Part two of a two-part series.

WATERLOO - Ken De Nault doesn't see much on television he considers worth paying for. That's why he doesn't spend anything to get the 15 to 16 channels he has at his home. 

"Why pay all that money to sit in front of something and do nothing?" he said.

De Nault uses an antenna to get over-the-air broadcast signals. This old-school method of reception is making a comeback, driving antenna sales upward.

Brian Shaw, operations manager at Don's TV Maximum Sight & Sound, said the store sells about five per week.

"We're throwing up antennas right and left," Shaw said.

Shaw credits the switch to digital television for the resurgence in this method of reception. Some people needed to upgrade their antennas to receive digital signals; others saw a chance to save money but still get multiple channels as stations broadcast multiple signals simultaneously.

"I see this as a new beginning for broadcast TV," said John Huff, general sales manager at NBC affiliate KWWL in Waterloo.

If De Nault watches television, it's usually to watch older movies, catch up on news or check the weather.

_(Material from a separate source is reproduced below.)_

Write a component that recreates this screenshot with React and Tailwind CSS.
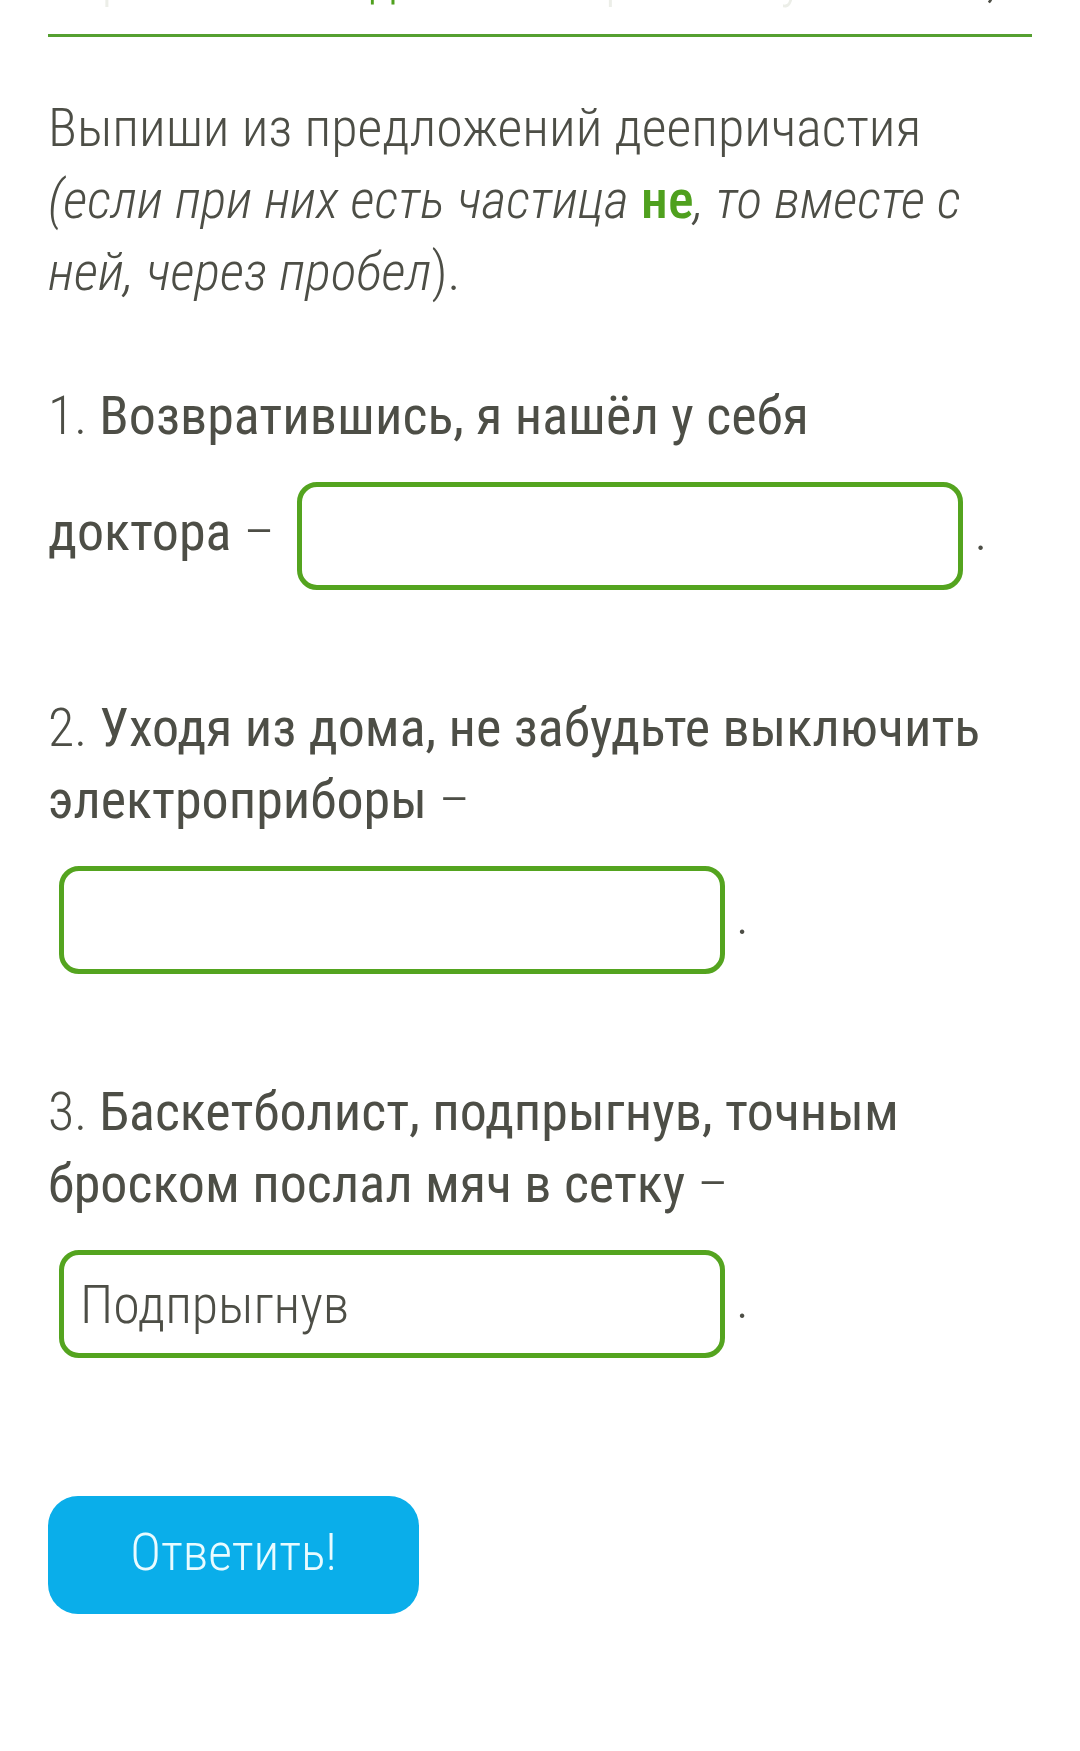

He can do all of these with signals he pulls in for free - one of the Cedar Rapids-based KCRG digital channels broadcasts weather, and KWWL has a channel dedicated to old movies and television shows. De Nault had a new antenna installed at his home this month to get better reception of the digital signals.

Some people in rural areas, beyond the service of cable, have no choice but to get an antenna if they want local television stations. Shaw said many of the city-based antenna users are looking to save money.

"More people in town are switching because of budget constraints, since more channels are available for free off the antenna," he said.

The renewed interest in broadcast television comes as competitors have shrunk broadcast's pool of advertising dollars and split the television audience. Broadcast stations receive most of their revenue through advertising and receive some fees from the networks for carrying their programming. Non-broadcast stations make most of their revenue by charging cable and satellite providers for the right to carry their signal.

While rules used to prohibit broadcasters from collecting retransmission fees, broadcasters have begun charging cable and satellite providers for the rights to carry their programming. This has led to multiple showdowns between cable companies and broadcasters. In 2007, Sinclair Broadcast Group, which operates two Cedar Rapids stations - CBS affiliate KGAN and Fox-affiliate KFXB - pulled its signals for nearly a month from Mediacom Communications Corp.

With a resurgence of over-the-air viewers, Huff said, the traditional model is still viable for broadcasters to bring in revenue.

"We're here for the communities we serve, and no one pays for that except the advertisers who choose to invest here," he said.

That's exactly as De Nault likes it.

"I don't see any sense in paying for something anybody can get for free," he said.